What I'm saying here is that compile-time evaluation is a (hard) language feature of D but not of C++ (where it is an soft feature). Sure, you can in theory do compile-time evaluation of everything you need in C++ (templates are Turing complete), but not in practice because it's so hard that you actively avoid it. Thus, in most programmers conscious mind, C++ does not have compile-time evaluation. Similarly, you can do object-oriented programming in C, but you probably don't because it's hard and littered with horrible details. Thus, C is in most programmers mind not a object-oriented language. It's possible to do structured programing in Commodore BASIC, but most of us don't think of it like that. Got my point yet? Good.

Ok, so what?

By now you are probably thinking "that's all very interesting, but how is this useful?". Well, I did say that this post was a rambling, didn't I? :)

Seriously though, I don't really think any of this will make you a better software developer, but I think it could be useful if you are developing an tool and there's a community of users around it. Be sure to note what kinds of words the users uses, what features they ignore, what idioms they invent, etc. Integrate the words and idioms into the tool and it's documentation to make the experience for a new user of the application more consistent.

Friday, May 24, 2013

Small features distinguishes Protest

Protest is a unit testing framework for C++ that make testing fun, fast, and simple (see introduction). Recently, after using it on one of my own project, I've added a few more features to it.

First, I improved the compilation time for compiling a .cc file containing a test cases. This was embarrassingly bad earlier, but now I think its pretty good. The issue was that there were a lot functions defined in the header. I did a bit of preprocessing magic to avoid unnecessary function definition (in favor of function declarations) and that lower the compilation times dramatically.

Second, I made the check macro a bit more intelligent. Protest's check macro was already quite smart: it's capable of dealing with matchers, and splitting the left hand side and the right hand side in a comparison (e.g., foo != bar), which means that there is no need for several check macros as is common for C++ unit test frameworks.
Anyway, while working on some bit twiddling heavy code my tests tended to look something like this:
    test("twiddling #2") {
        check(f(10) == 0x1f);
        check(f(11) == 0x2f);
    }
and when a test failed the following was printed:
    test.cc:9: f(10) == 0x1f (30 == 31) failed. [suite/twiddling #2][].
which is all pretty nice, isn't it? Well, not really.

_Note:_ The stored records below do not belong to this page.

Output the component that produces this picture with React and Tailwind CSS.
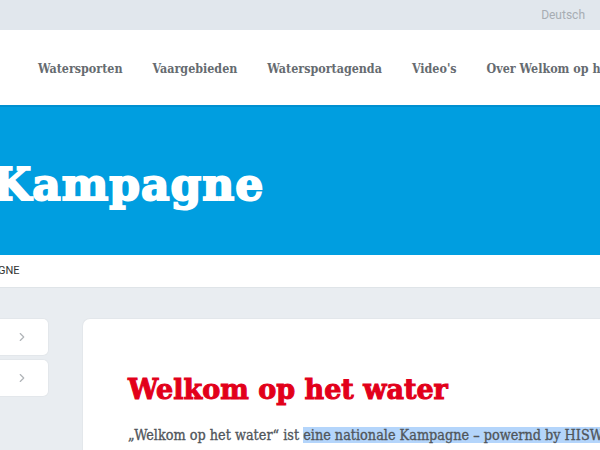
import React from 'react';
import { ChevronRight } from 'lucide-react';

const slab = { fontFamily: '"DejaVu Serif Condensed", "DejaVu Serif", serif' };
const heavy = { fontFamily: '"DejaVu Serif", serif' };

const navItems = ['Watersporten', 'Vaargebieden', 'Watersportagenda', "Video's", 'Over Welkom op het water'];

const App = () => {
    return (
        <div className="w-[600px] h-[450px] overflow-hidden bg-[#e9edf1]" style={{ fontFamily: '"Liberation Sans", sans-serif' }}>
            {/* Top bar */}
            <div className="h-[30px] bg-[#e1e7ed] flex items-center justify-end pr-[15px]">
                <span className="text-[12px] text-[#a7adb3]" style={{ fontFamily: 'Roboto, sans-serif' }}>Deutsch</span>
            </div>

            {/* Navigation */}
            <div className="h-[75px] bg-white flex items-center whitespace-nowrap pl-[38px] pt-[3px] gap-[30px]" style={slab}>
                {navItems.map((item) => (
                    <span key={item} className="text-[12.4px] font-bold text-[#666b70]">{item}</span>
                ))}
            </div>

            {/* Banner */}
            <div className="h-[150px] bg-[#009ee0] border-t-2 border-[#0090d0] flex items-center">
                <h1 className="ml-[-7px] text-[44px] font-bold text-white leading-none pt-[8px] tracking-[1px] [-webkit-text-stroke:2px_white]" style={heavy}>Kampagne</h1>
            </div>

            {/* Breadcrumb */}
            <div className="h-[33px] bg-white flex items-center border-b border-[#dfe4e8]">
                <span className="ml-[-2px] text-[11px] text-[#333]" style={{ fontFamily: 'Roboto, sans-serif' }}>GNE</span>
            </div>

            {/* Main */}
            <div className="flex pt-[30px] gap-[33px]">
                <div className="w-[49px] flex flex-col gap-[3px]">
                    <div className="h-[38px] bg-white rounded-r-[6px] border border-l-0 border-[#e3e7eb] flex items-center justify-end pr-[19px]">
                        <ChevronRight size={14} className="text-[#b0b4b8]" />
                    </div>
                    <div className="h-[38px] bg-white rounded-r-[6px] border border-l-0 border-[#e3e7eb] flex items-center justify-end pr-[19px]">
                        <ChevronRight size={14} className="text-[#b0b4b8]" />
                    </div>
                </div>
                <div className="flex-1 bg-white rounded-tl-[8px] border border-r-0 border-[#e3e7eb] pl-[45px] pt-[57px] h-[200px] whitespace-nowrap overflow-hidden">
                    <h2 className="text-[27px] font-bold text-[#e2001a] leading-none [-webkit-text-stroke:1px_#e2001a]" style={heavy}>Welkom op het water</h2>
                    <p className="mt-[22px] text-[14.3px] text-[#50555a] [-webkit-text-stroke:0.3px_#50555a]" style={slab}>
                        „Welkom op het water“ ist <span className="bg-[#b4d5fb]">eine nationale Kampagne – powernd by HISWA</span>
                    </p>
                </div>
            </div>
        </div>
    );
};

export default App;
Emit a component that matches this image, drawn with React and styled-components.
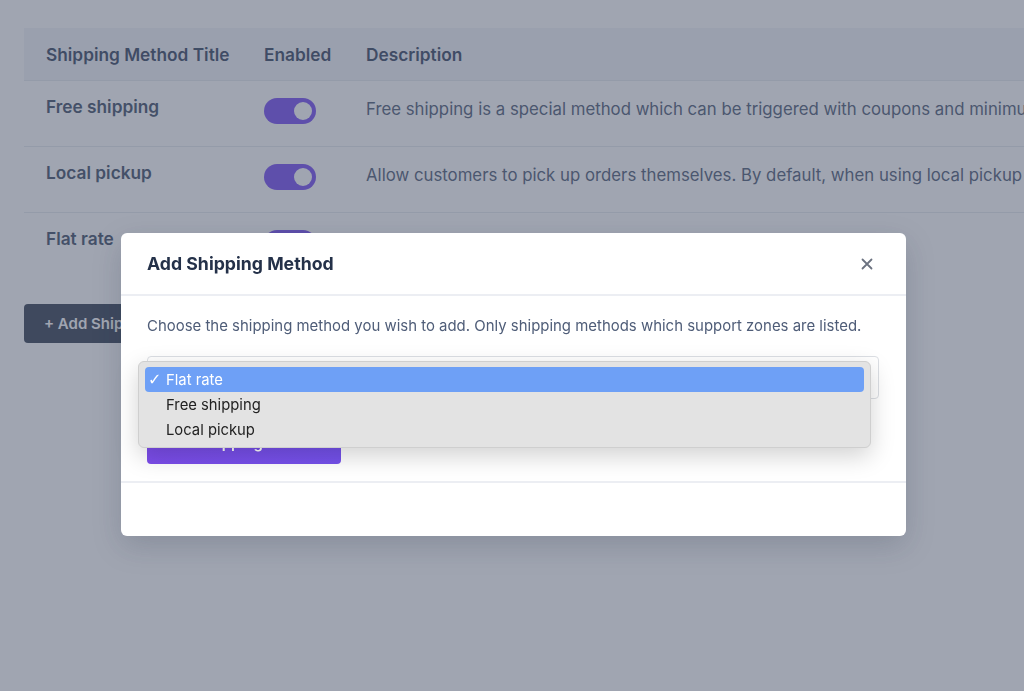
import React from "react";
import styled, { createGlobalStyle } from "styled-components";

const GlobalStyle = createGlobalStyle`
  * { box-sizing: border-box; }
  html, body {
    margin: 0;
    height: 100%;
    overflow: hidden;
    background: #ffffff;
    font-family: Inter, "Noto Sans", sans-serif;
    color: #1e293b;
  }
`;

const methods = [
  {
    title: "Free shipping",
    description:
      "Free shipping is a special method which can be triggered with coupons and minimum spends.",
  },
  {
    title: "Local pickup",
    description:
      "Allow customers to pick up orders themselves. By default, when using local pickup store base taxes will apply.",
  },
  {
    title: "Flat rate",
    description: "Lets you charge a fixed rate for shipping.",
  },
];

const options = ["Flat rate", "Free shipping", "Local pickup"];

const App = () => {
  return (
    <>
      <GlobalStyle />
      <Page>
        <Table>
          <HeadCell>Shipping Method Title</HeadCell>
          <HeadCell>Enabled</HeadCell>
          <HeadCell>Description</HeadCell>
          {methods.map((m, i) => (
            <React.Fragment key={m.title}>
              <TitleCell $last={i === methods.length - 1}>{m.title}</TitleCell>
              <Cell $last={i === methods.length - 1}>
                <Toggle>
                  <Knob />
                </Toggle>
              </Cell>
              <DescCell $last={i === methods.length - 1}>{m.description}</DescCell>
            </React.Fragment>
          ))}
        </Table>
        <DarkButton>+ Add Shipping Method</DarkButton>
      </Page>

      <Overlay>
        <Modal>
          <ModalHeader>
            <ModalTitle>Add Shipping Method</ModalTitle>
            <CloseButton aria-label="Close">
              <svg width="12" height="12" viewBox="0 0 12 12">
                <path
                  d="M1.5 1.5 L10.5 10.5 M10.5 1.5 L1.5 10.5"
                  stroke="#6b7280"
                  strokeWidth="1.8"
                  strokeLinecap="round"
                />
              </svg>
            </CloseButton>
          </ModalHeader>
          <ModalBody>
            <Intro>
              Choose the shipping method you wish to add. Only shipping methods
              which support zones are listed.
            </Intro>
            <SelectWrap>
              <SelectBox>
                <span>Flat rate</span>
                <svg width="10" height="10" viewBox="0 0 10 10">
                  <path
                    d="M1.5 3.5 L5 7 L8.5 3.5"
                    stroke="#333"
                    strokeWidth="1.4"
                    fill="none"
                  />
                </svg>
              </SelectBox>
              <Popup>
                {options.map((o, i) => (
                  <Option key={o} $active={i === 0}>
                    <Check>{i === 0 ? "✓" : ""}</Check>
                    {o}
                  </Option>
                ))}
              </Popup>
            </SelectWrap>
            <PrimaryButton>Add Shipping Method</PrimaryButton>
          </ModalBody>
          <ModalFooter />
        </Modal>
      </Overlay>
    </>
  );
};

export default App;

const Page = styled.div`
  padding: 28px 0 0 24px;
  width: 1400px;
`;

const Table = styled.div`
  display: grid;
  grid-template-columns: 218px 102px 1fr;
`;

const HeadCell = styled.div`
  background: #f2f4f7;
  height: 53px;
  padding: 0 22px;
  display: flex;
  align-items: center;
  font-size: 17.3px;
  font-weight: 600;
  color: #1f3150;
  white-space: nowrap;
  border-bottom: 1px solid #e3e7ed;
`;

const Cell = styled.div`
  height: 66px;
  padding: 17px 22px 0;
  border-bottom: ${(p) => (p.$last ? "none" : "1px solid #e3e7ed")};
`;

const TitleCell = styled(Cell)`
  padding-top: 14px;
  font-size: 17.3px;
  font-weight: 600;
  line-height: 24px;
  color: #2a3a56;
  white-space: nowrap;
`;

const DescCell = styled(Cell)`
  padding-top: 16px;
  font-size: 16.8px;
  line-height: 24px;
  color: #3a4a66;
  white-space: nowrap;
`;

const Toggle = styled.div`
  width: 52px;
  height: 26px;
  border-radius: 13px;
  background: #6638f0;
  display: flex;
  align-items: center;
  justify-content: flex-end;
  padding-right: 4px;
`;

const Knob = styled.div`
  width: 18px;
  height: 18px;
  border-radius: 50%;
  background: #ffffff;
`;

const DarkButton = styled.button`
  margin-top: 25px;
  height: 39px;
  padding: 0 20px;
  border: none;
  border-radius: 4px;
  background: #1e2b40;
  color: #ffffff;
  font-family: inherit;
  font-size: 15px;
  font-weight: 600;
`;

const Overlay = styled.div`
  position: fixed;
  inset: 0;
  background: rgba(88, 97, 118, 0.57);
  display: flex;
  justify-content: center;
  align-items: flex-start;
  padding: 233px 0 0 3px;
`;

const Modal = styled.div`
  width: 785px;
  background: #ffffff;
  border-radius: 6px;
  box-shadow: 0 10px 30px rgba(30, 41, 59, 0.18);
`;

const ModalHeader = styled.div`
  height: 63px;
  padding: 0 33px 0 26px;
  display: flex;
  align-items: center;
  justify-content: space-between;
  border-bottom: 2px solid #eceef3;
`;

const ModalTitle = styled.h2`
  margin: 0;
  font-size: 17.7px;
  font-weight: 700;
  color: #243149;
`;

const CloseButton = styled.button`
  border: none;
  background: none;
  padding: 0;
  display: flex;
  cursor: pointer;
`;

const ModalBody = styled.div`
  padding: 18px 26px 17px;
  border-bottom: 2px solid #eceef3;
`;

const Intro = styled.p`
  margin: 0;
  font-size: 14.95px;
  line-height: 24px;
  color: #4f5d78;
  white-space: nowrap;
`;

const SelectWrap = styled.div`
  position: relative;
  margin-top: 18px;
  width: 732px;
`;

const SelectBox = styled.div`
  height: 43px;
  border: 1px solid #dcdfe4;
  border-radius: 4px;
  display: flex;
  align-items: center;
  justify-content: space-between;
  padding: 0 6px 0 14px;
  font-size: 15px;
  color: #333;
`;

const Popup = styled.div`
  position: absolute;
  left: -9px;
  top: 5px;
  width: 733px;
  padding: 5px 6px;
  background: #e3e3e3;
  border: 1px solid #cfcfcf;
  border-radius: 6px;
  box-shadow: 0 8px 24px rgba(0, 0, 0, 0.18);
  font-family: Inter, "Liberation Sans", sans-serif;
`;

const Option = styled.div`
  height: 25px;
  display: flex;
  align-items: center;
  border-radius: 4px;
  font-size: 14.8px;
  color: ${(p) => (p.$active ? "#ffffff" : "#222222")};
  background: ${(p) => (p.$active ? "#6ea0f6" : "transparent")};
`;

const Check = styled.span`
  width: 21px;
  padding-left: 3px;
  font-size: 16px;
  font-weight: 700;
  font-family: "DejaVu Sans", sans-serif;
`;

const PrimaryButton = styled.button`
  display: block;
  margin-top: 21px;
  width: 194px;
  height: 44px;
  border: none;
  border-radius: 4px;
  background: linear-gradient(90deg, #7c4dea, #7552ec);
  color: #ffffff;
  font-family: inherit;
  font-size: 15px;
  font-weight: 600;
`;

const ModalFooter = styled.div`
  height: 53px;
`;
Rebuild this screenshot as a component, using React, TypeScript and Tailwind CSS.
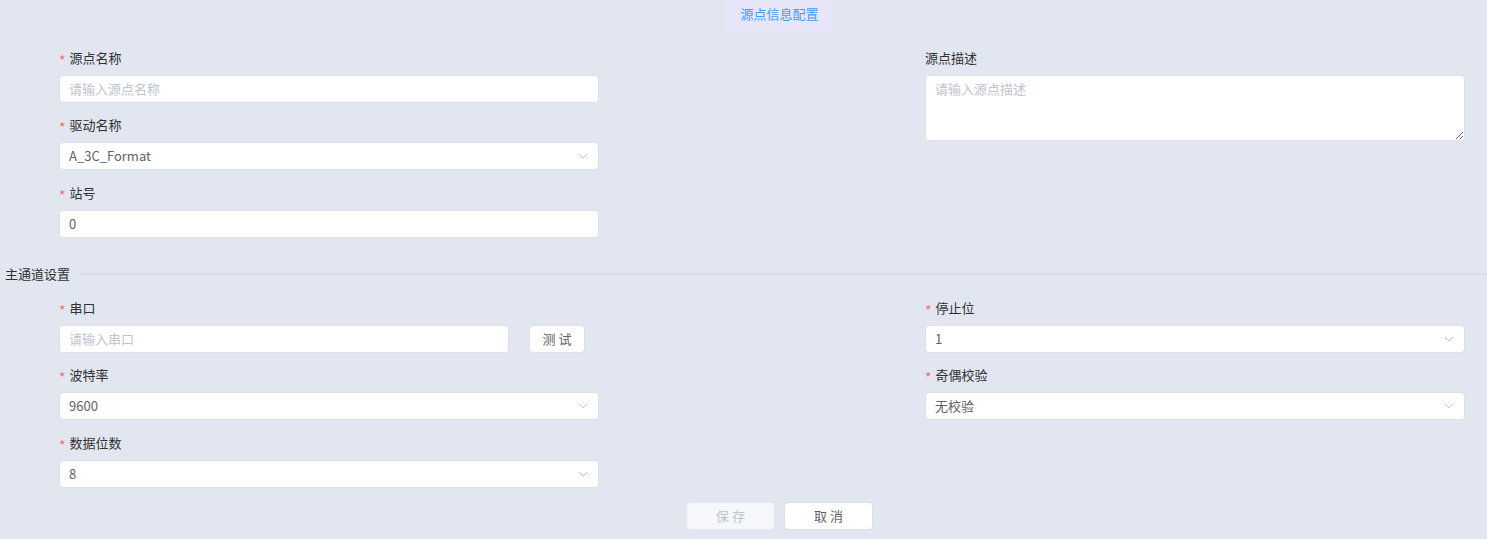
import React from "react";

const font = { fontFamily: '"Noto Sans CJK SC", "Noto Sans", sans-serif' };

function Chevron() {
  return (
    <svg width="10" height="6" viewBox="0 0 10 6" className="shrink-0">
      <path d="M1 1 L5 5 L9 1" fill="none" stroke="#c0c4cc" strokeWidth="1" />
    </svg>
  );
}

function Label({ text, required = true }: { text: string; required?: boolean }) {
  return (
    <div className="h-[17px] leading-[17px] mb-2 text-[13px] text-[#303133] flex items-center">
      {required && (
        <span className="text-[#f56c6c] mr-[4px] text-[14px] leading-[17px] translate-y-[2px]">*</span>
      )}
      <span className="-translate-y-[1px]">{text}</span>
    </div>
  );
}

function Input({ placeholder, value }: { placeholder?: string; value?: string }) {
  return (
    <div className="h-[28px] bg-white border border-[#dcdfe6] rounded-[4px] px-[9px] flex items-center text-[13px]">
      {value ? (
        <span className="text-[#606266]">{value}</span>
      ) : (
        <span className="text-[#c0c4cc]">{placeholder}</span>
      )}
    </div>
  );
}

function Select({ value }: { value: string }) {
  return (
    <div className="h-[28px] bg-white border border-[#dcdfe6] rounded-[4px] pl-[9px] pr-[10px] flex items-center justify-between text-[13px]">
      <span className="text-[#606266]">{value}</span>
      <Chevron />
    </div>
  );
}

export default function App() {
  return (
    <div className="w-[1487px] h-[539px] bg-[#e2e6f0] overflow-hidden" style={font}>
      <div className="h-[33px] flex justify-center pl-[72px]">
        <div className="h-[33px] px-[14px] bg-[#e6e6f8] flex items-center pb-[6px] text-[13px] text-[#409eff]">
          源点信息配置
        </div>
      </div>

      <div className="pt-[17px] pl-[59px] grid grid-cols-[540px_540px] gap-x-[326px]">
        <div>
          <div className="mb-[14px]">
            <Label text="源点名称" />
            <Input placeholder="请输入源点名称" />
          </div>
          <div className="mb-[15px]">
            <Label text="驱动名称" />
            <Select value="A_3C_Format" />
          </div>
          <div>
            <Label text="站号" />
            <Input value="0" />
          </div>
        </div>
        <div>
          <Label text="源点描述" required={false} />
          <textarea
            placeholder="请输入源点描述"
            className="block w-full h-[66px] bg-white border border-[#dcdfe6] rounded-[4px] px-[9px] py-[4px] text-[13px] leading-[18px] text-[#606266] placeholder:text-[#c0c4cc] outline-none"
          />
        </div>
      </div>

      <div className="mt-[27px] h-[17px] flex items-center pl-[5px]">
        <span className="text-[13px] text-[#303133] leading-[17px]">主通道设置</span>
        <div className="flex-1 h-[2px] bg-[#d8dce6] ml-[9px]" />
      </div>

      <div className="pt-[18px] pl-[59px] grid grid-cols-[540px_540px] gap-x-[326px]">
        <div>
          <div className="mb-[14px]">
            <Label text="串口" />
            <div className="flex gap-[20px]">
              <div className="w-[450px]">
                <Input placeholder="请输入串口" />
              </div>
              <div className="w-[56px] h-[28px] bg-white border border-[#dcdfe6] rounded-[4px] flex items-center justify-center text-[13px] text-[#606266]">
                测 试
              </div>
            </div>
          </div>
          <div className="mb-[15px]">
            <Label text="波特率" />
            <Select value="9600" />
          </div>
          <div>
            <Label text="数据位数" />
            <Select value="8" />
          </div>
        </div>
        <div>
          <div className="mb-[14px]">
            <Label text="停止位" />
            <Select value="1" />
          </div>
          <div>
            <Label text="奇偶校验" />
            <Select value="无校验" />
          </div>
        </div>
      </div>

      <div className="mt-[14px] flex justify-center pl-[72px] gap-[9px]">
        <div className="w-[89px] h-[28px] bg-[#f5f7fa] border border-[#e4e7ed] rounded-[4px] flex items-center justify-center text-[13px] text-[#c0c4cc]">
          保 存
        </div>
        <div className="w-[89px] h-[28px] bg-white border border-[#dcdfe6] rounded-[4px] flex items-center justify-center text-[13px] text-[#606266]">
          取 消
        </div>
      </div>
    </div>
  );
}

I found myself having to convert the decimal print-outs to hexadecimal before the error made sense to me -- bit twiddling is not easy in base-10... It didn't take long until I wished that my favorite unit test framework did this automatically for me. How nice then that I had the author of it so conveniently close. Sitting on the very same chair even!

Fast forward one hour and Protest now gives the following print-out for the example above
    test.cc:9: f(10) == 0x1f (0x1e == 0x1f) failed. [suite/twiddling #2][].
that is, Protest recognizes that I used hexadecimal literals in the check and changes the base of the integers in the print-out appropriately.

Pretty convenient.

Sunday, May 5, 2013

pythlog -- python on constraint-logic-programming steroids

I've programmed in Python for about 5 years and I've programmed in Prolog for about half a year. I know my way around python-land reasonably well, but I'm only beginning to learn Prolog. What I have learnt in the last half year, though, is how hard it is to be taken serious when you tell another developer we should really use Prolog to solve this problem. Prolog is simply a too far-off world if you're used to python-land.

A lot about learning a new tool or language is how easy it is to leverage existing knowledge. And Prolog does not fair well in this regard. No side effect? No classes? No for statement? What's this funky if? Where's my list comprehension? Recursion -- for real?? You have to be kidding me! These are all responses of a hypothetical, but likely, programmer that learns Prolog.

Even though I'm advocating learning Prolog, there are some thing that just seem to fundamentally be designed to work against me, and I keep thinking if Prolog only was a tiny bit forgiving and accepted me for the programmer I am... and my tiny brain. In addition, Prolog lacks a lot of syntactic sugar for common operation, such as string concatenation.

A snake around a piece of wood. Get it?
As an experiment of how many of Prolog good properties can be moved into python-land, I've started working on a python-to-prolog compiler. The intention is primarily very egoistic: I want a language that makes my life as a programmer better. The way I see it marrying Python with Prolog (or the other way around?) can potentially bring a very powerful language. I'm calling this marriage pythlog and here's the techy elevator pitch:

pythlog is a language that melds the power of constraint logic programming with the ease of development of Python.

What does this mean? It means that not only can a lot of traditional Python code be compiled and run, such as

    def mersenne_prime(n):
        return 2 ** n - 1
    def format_string(a, b):
        return "[" + a + b + 2 * a + "]"
 but also search/equation solving such as:

    n = free # solve this variables
    assert mersenne_prime(n) == 618970019642690137449562111
    a = free
    b = free
    assert format_string(a, b) == "[abc, abcabc]"
where n, a, and b are free variables that will be bound to values by solving the above equations. In this example n is solved to 89 and a to "abc"b to ", ".
Before you get too excited, please note that state of pythlog is proof-of-concept: there is basic integer arithmetic, string, and list support. There is also some support for user defined classes.

What can be expected to be supported of the Python language? Well, so far my prototyping indicates that at least integers, strings, lists, sets, dicts, and user-defined classes can be supported. I've done a lot of prototyping to find out what can be done and what can't be done, and I think there is a lot of potential here. In fact, by using existing tools pythlog will support compilation to native code (using the gprolog compiler), which is cool in itself.